# Exercise
Print exactly the lines from the first one down to the line containing "const METHODS = ['支付宝', '微信零钱']", both ends included, with no pictures and nothing else.
** START OF Dataset section **
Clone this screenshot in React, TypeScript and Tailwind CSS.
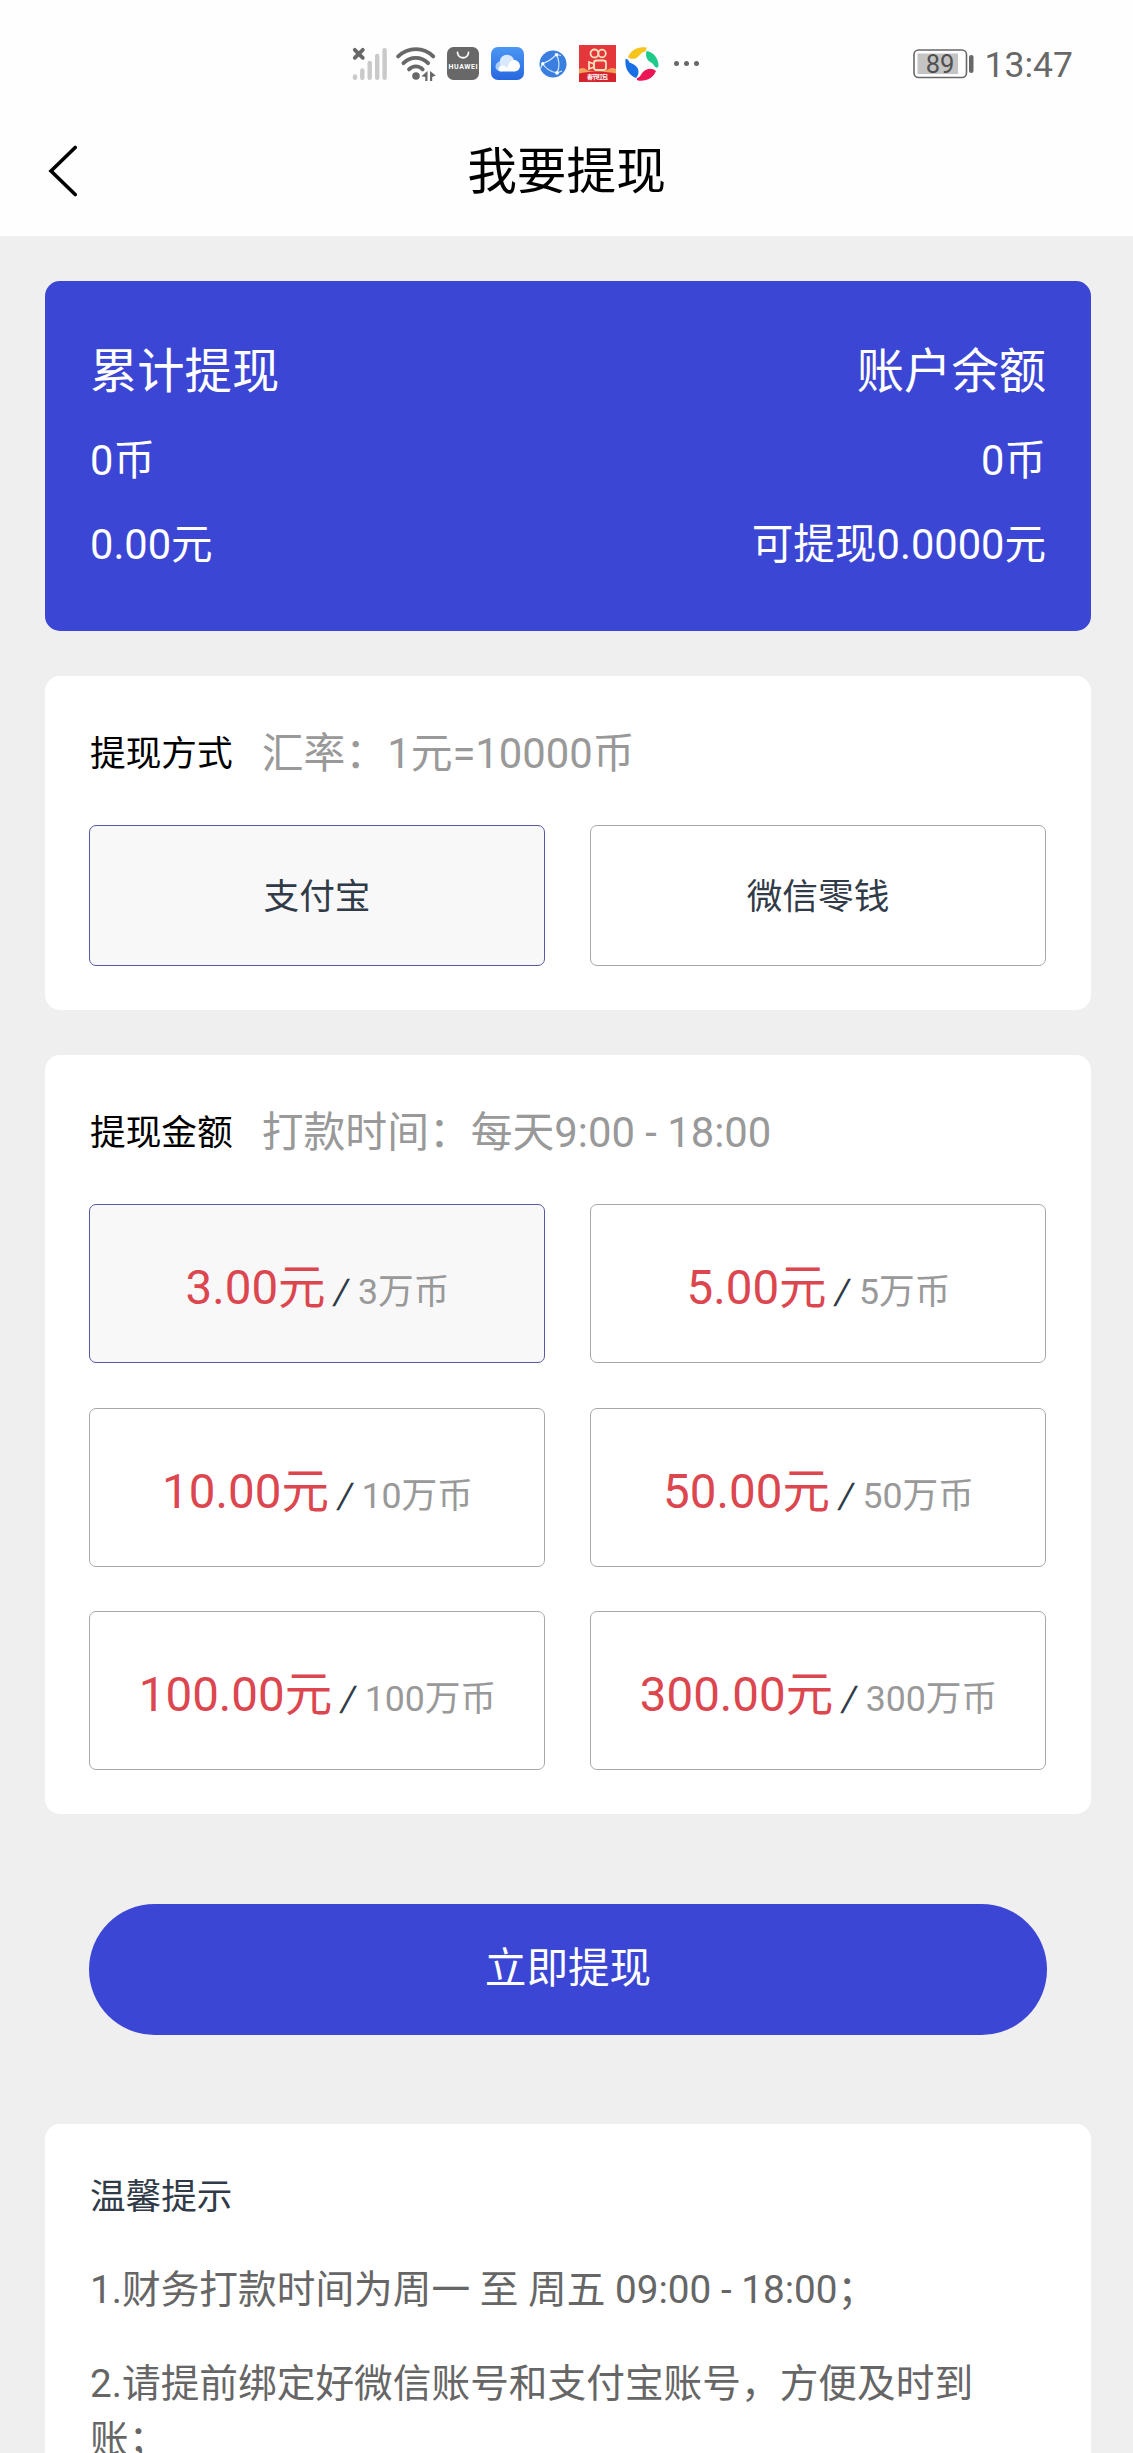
import { useState } from 'react'
import { clsx } from 'clsx'

const METHODS = ['支付宝', '微信零钱']

const AMOUNTS = [
  { price: '3.00元', coins: '3万币' },
  { price: '5.00元', coins: '5万币' },
  { price: '10.00元', coins: '10万币' },
  { price: '50.00元', coins: '50万币' },
  { price: '100.00元', coins: '100万币' },
  { price: '300.00元', coins: '300万币' },
]

const TIPS = [
  '1.财务打款时间为周一 至 周五 09:00 - 18:00；',
  '2.请提前绑定好微信账号和支付宝账号，方便及时到账；',
]

function SignalIcon() {
  return (
    <svg width="36" height="34" viewBox="0 0 36 34" fill="none" strokeLinecap="round">
      <g stroke="#c9c9c9" strokeWidth="4.4">
        <path d="M3 29.5v1.3M10.3 23.5v7.3M17.7 16v14.8M25.2 9v21.8M32.6 3.3v27.5" />
      </g>
      <path d="M2.8 2.8l8 8M10.8 2.8l-8 8" stroke="#686868" strokeWidth="3.8" />
    </svg>
  )
}

function WifiIcon() {
  return (
    <svg width="40" height="34" viewBox="0 0 40 34" fill="none">
      <g stroke="#686868" strokeWidth="3.8" strokeLinecap="round">
        <path d="M2.2 9.4C12-.4 28-.4 37.2 9.4" />
        <path d="M7.4 16.2c7-7 17.7-7 24.7 0" />
        <path d="M13 22.4c4-4 9.7-4 13.7 0" />
      </g>
      <circle cx="20" cy="29" r="3.8" fill="#686868" />
      <path d="M31.5 24v10h-2.2v-4l-3.8-.8z" fill="#686868" />
      <path d="M34 24v10h2.2v-4l3.5-1.5z" fill="#686868" />
    </svg>
  )
}

function HuaweiIcon() {
  return (
    <svg width="32" height="33" viewBox="0 0 32 33">
      <rect width="32" height="33" rx="6.5" fill="#686868" />
      <path d="M10.5 5.5c.4 7 10.6 7 11 0" fill="none" stroke="#fff" strokeWidth="1.8" strokeLinecap="round" />
      <text x="16" y="22" textAnchor="middle" textLength="29" className="font-[Roboto] text-[7px] font-bold" fill="#fff">
        HUAWEI
      </text>
    </svg>
  )
}

function CloudIcon() {
  return (
    <svg width="33" height="33" viewBox="0 0 33 33">
      <defs>
        <linearGradient id="cloudBg" x1="0" y1="0" x2="0" y2="1">
          <stop offset="0" stopColor="#4a97f3" />
          <stop offset="1" stopColor="#2868e0" />
        </linearGradient>
      </defs>
      <rect width="33" height="33" rx="7" fill="url(#cloudBg)" />
      <circle cx="9.5" cy="19.5" r="5" fill="#a9cdfa" />
      <circle cx="16" cy="15" r="7.3" fill="#d9e9fd" />
      <path d="M10 24.5c-4 0-3-7 2-6 2 .3 3 2 4 3 2-6 4-8.5 7.5-8.5 7 1 7.5 10.5.5 11.5z" fill="#fff" />
    </svg>
  )
}

function BrowserIcon() {
  return (
    <svg width="28" height="28" viewBox="0 0 28 28">
      <circle cx="14" cy="14" r="13.5" fill="#3a7fe0" />
      <g fill="none" stroke="#cfe4ff" strokeWidth="1.2">
        <path d="M3.5 13.5C9 12 14 8 17.500 4.500M17.500 4.500c3 6 3 13 .5 18.500M3.500 13.500C7 19 12 22 18 23" />
        <path d="M17.500 4.500l4.500 1M18 23l5-2M3.500 13.500l-2 5" />
      </g>
      <g fill="#fff">
        <circle cx="17.5" cy="4.8" r="1.8" />
        <circle cx="3.8" cy="13.7" r="1.7" />
        <circle cx="18" cy="22.8" r="1.9" />
      </g>
    </svg>
  )
}

function KwaiIcon() {
  return (
    <svg width="37" height="37" viewBox="0 0 37 37">
      <rect width="37" height="37" fill="#e5373b" />
      <path d="M0 24c3-2 6-1 8 1 4 2 16 2 20 0 3-2 6-3 9-1v6H0z" fill="#f0a35e" />
      <path d="M0 28.500c8-2.500 28-2.500 37 0V37H0z" fill="#d6242d" />
      <g fill="none" stroke="#fbe3bd" strokeWidth="1.8">
        <circle cx="15.5" cy="8.500" r="4" />
        <circle cx="23" cy="8.500" r="3.8" />
        <rect x="15" y="15.500" width="12" height="9.500" rx="2.500" />
        <path d="M15 19l-5-2v7l5-2z" />
      </g>
      <text x="18.5" y="34" textAnchor="middle" textLength="21" className="font-['Noto_Sans_CJK_SC'] text-[6px] font-bold" fill="#fff">
        春节红包
      </text>
    </svg>
  )
}

function PinwheelIcon() {
  return (
    <svg width="36" height="36" viewBox="0 0 36 36">
      <path d="M4 11C7 4 14 0 22.500 1.500c0 3-1 4-3 4.500-3 1-4 4-7 6-3 1.500-6.500 1-8.500-1z" fill="#f6c41c" />
      <path d="M22.500 5c7 1 12 7 12 15-.5 1.500-1.500 2-2.500 1.500-2-1-2-3-4-4.500-5-2-7-7-5.500-12z" fill="#1fca8b" />
      <path d="M32 25c-3 7-9 10.500-18 9.500-1.500-.5-1.500-2-.5-2.500 3-1 3-3 5-5.500 4-4 9-5 13.500-1.500z" fill="#ec1555" />
      <path d="M1.500 13c2-.5 3 1 4 3.500 5 1.500 9 5 9 9 0 3-1 5-2.500 6.500C4.500 29 .5 22 1.500 13z" fill="#1a6fe6" />
    </svg>
  )
}

function BatteryIcon() {
  return (
    <svg width="61" height="30" viewBox="0 0 61 30">
      <rect x="1" y="1" width="52.5" height="27.5" rx="4.5" fill="none" stroke="#686868" strokeWidth="1.6" />
      <rect x="4.5" y="4.5" width="40.5" height="20.5" fill="#c4c4c4" />
      <rect x="56" y="6" width="4.5" height="18" rx="2.2" fill="#686868" />
      <text x="27" y="23.7" textAnchor="middle" className="font-[Roboto] text-[25.5px]" fill="#505050">
        89
      </text>
    </svg>
  )
}

function StatusBar() {
  return (
    <div className="flex h-[127px] items-center pl-[352px] pr-[60px]">
      <SignalIcon />
      <div className="ml-2">
        <WifiIcon />
      </div>
      <div className="ml-[11px]">
        <HuaweiIcon />
      </div>
      <div className="ml-3">
        <CloudIcon />
      </div>
      <div className="ml-[15px]">
        <BrowserIcon />
      </div>
      <div className="ml-3">
        <KwaiIcon />
      </div>
      <div className="ml-2">
        <PinwheelIcon />
      </div>
      <div className="ml-[14px] flex gap-[5px]">
        <i className="size-[5px] rounded-full bg-[#686868]" />
        <i className="size-[5px] rounded-full bg-[#686868]" />
        <i className="size-[5px] rounded-full bg-[#686868]" />
      </div>
      <div className="ml-auto flex items-center gap-[11px]">
        <BatteryIcon />
        <span className="pt-[5px] text-[35.5px] leading-none text-[#686868]">13:47</span>
      </div>
    </div>
  )
}

function SectionTitle({ title, hint }: { title: string; hint: string }) {
  return (
    <div className="mb-[40px] flex h-[61px] items-center gap-[29px] whitespace-nowrap pl-px">
      <h2 className="text-[35.7px] text-black">{title}</h2>
      <span className="text-[41.8px] text-[#999]">{hint}</span>
    </div>
  )
}

interface OptionProps {
  active: boolean
  className?: string
  onClick: () => void
  children: React.ReactNode
}

function Option({ active, className, onClick, children }: OptionProps) {
  return (
    <button
      onClick={onClick}
      className={clsx(
        'flex items-center justify-center whitespace-nowrap rounded-[7px] border text-[35.7px] text-[#303b47]',
        active ? 'border-[#5a58a6] bg-[#f8f8f9]' : 'border-[#a8a8a8] bg-white',
        className
      )}
    >
      {children}
    </button>
  )
}

export default function App() {
  const [method, setMethod] = useState(0)
  const [amount, setAmount] = useState(0)

  return (
    <div
      lang="zh-CN"
      className="flex h-[2453px] w-[1133px] flex-col overflow-hidden bg-[#efefef] font-[Roboto,'Noto_Sans_CJK_SC',sans-serif]"
    >
      <header className="h-[236px] shrink-0 bg-[#fefefe]">
        <StatusBar />
        <div className="grid h-[88px] grid-cols-[1fr_auto_1fr] items-center px-12">
          <svg width="32" height="52" viewBox="0 0 32 52" fill="none" stroke="#000" strokeWidth="3.6" strokeLinecap="round">
            <path d="M27.2 2.5L3 26l24.2 23.5" />
          </svg>
          <h1 className="pt-[3px] text-[49.7px] leading-none text-black">我要提现</h1>
        </div>
      </header>

      <main className="flex flex-col pl-[45px] pr-[42px]">
        <section className="mt-[45px] flex h-[350px] justify-between rounded-[15px] bg-[#3c46d5] px-[45px] pt-[46px] text-[41.6px] text-white">
          <div>
            <p className="text-[47.3px] leading-[90px]">累计提现</p>
            <p className="leading-[87px]">0币</p>
            <p className="leading-[81px]">0.00元</p>
          </div>
          <div className="text-right">
            <p className="text-[47.3px] leading-[90px]">账户余额</p>
            <p className="leading-[87px]">0币</p>
            <p className="leading-[81px]">可提现0.0000元</p>
          </div>
        </section>

        <section className="mt-[45px] h-[334px] rounded-[15px] bg-white pl-[44px] pr-[45px] pt-[48px]">
          <SectionTitle title="提现方式" hint="汇率：1元=10000币" />
          <div className="grid grid-cols-2 gap-[45px]">
            {METHODS.map((name, i) => (
              <Option key={name} active={method === i} className="h-[141px] pt-[4px]" onClick={() => setMethod(i)}>
                {name}
              </Option>
            ))}
          </div>
        </section>

        <section className="mt-[45px] h-[759px] rounded-[15px] bg-white pl-[44px] pr-[45px] pt-[48px]">
          <SectionTitle title="提现金额" hint="打款时间：每天9:00 - 18:00" />
          <div className="grid grid-cols-2 gap-x-[45px] gap-y-[44.5px]">
            {AMOUNTS.map(({ price, coins }, i) => (
              <Option
                key={price}
                active={amount === i}
                className="h-[159px] pl-px pt-[11px]"
                onClick={() => setAmount(i)}
              >
                <span>
                  <span className="text-[47.5px] text-[#dc464f]">{price}</span>{' '}
                  <span className="inline-block -skew-x-[9deg]">/</span>{' '}
                  <span className="text-[#999]">{coins}</span>
                </span>
              </Option>
            ))}
          </div>
        </section>

        <button className="ml-[44px] mr-[44px] mt-[90px] h-[131px] rounded-full bg-[#3c46d5] text-[41.6px] text-white">
          立即提现
        </button>

        <section className="mt-[89px] h-[400px] rounded-[15px] bg-white px-[45px] pt-[46px]">
          <h2 className="text-[35.6px] leading-[54px] text-[#303b47]">温馨提示</h2>
          {TIPS.map((tip) => (
            <p key={tip} className="mt-[38px] text-[38.7px] leading-[56px] text-[#666]">
              {tip}
            </p>
          ))}
        </section>
      </main>
    </div>
  )
}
** END OF Dataset section **
# Task result
Clone this screenshot in React, TypeScript and Tailwind CSS.
import { useState } from 'react'
import { clsx } from 'clsx'

const METHODS = ['支付宝', '微信零钱']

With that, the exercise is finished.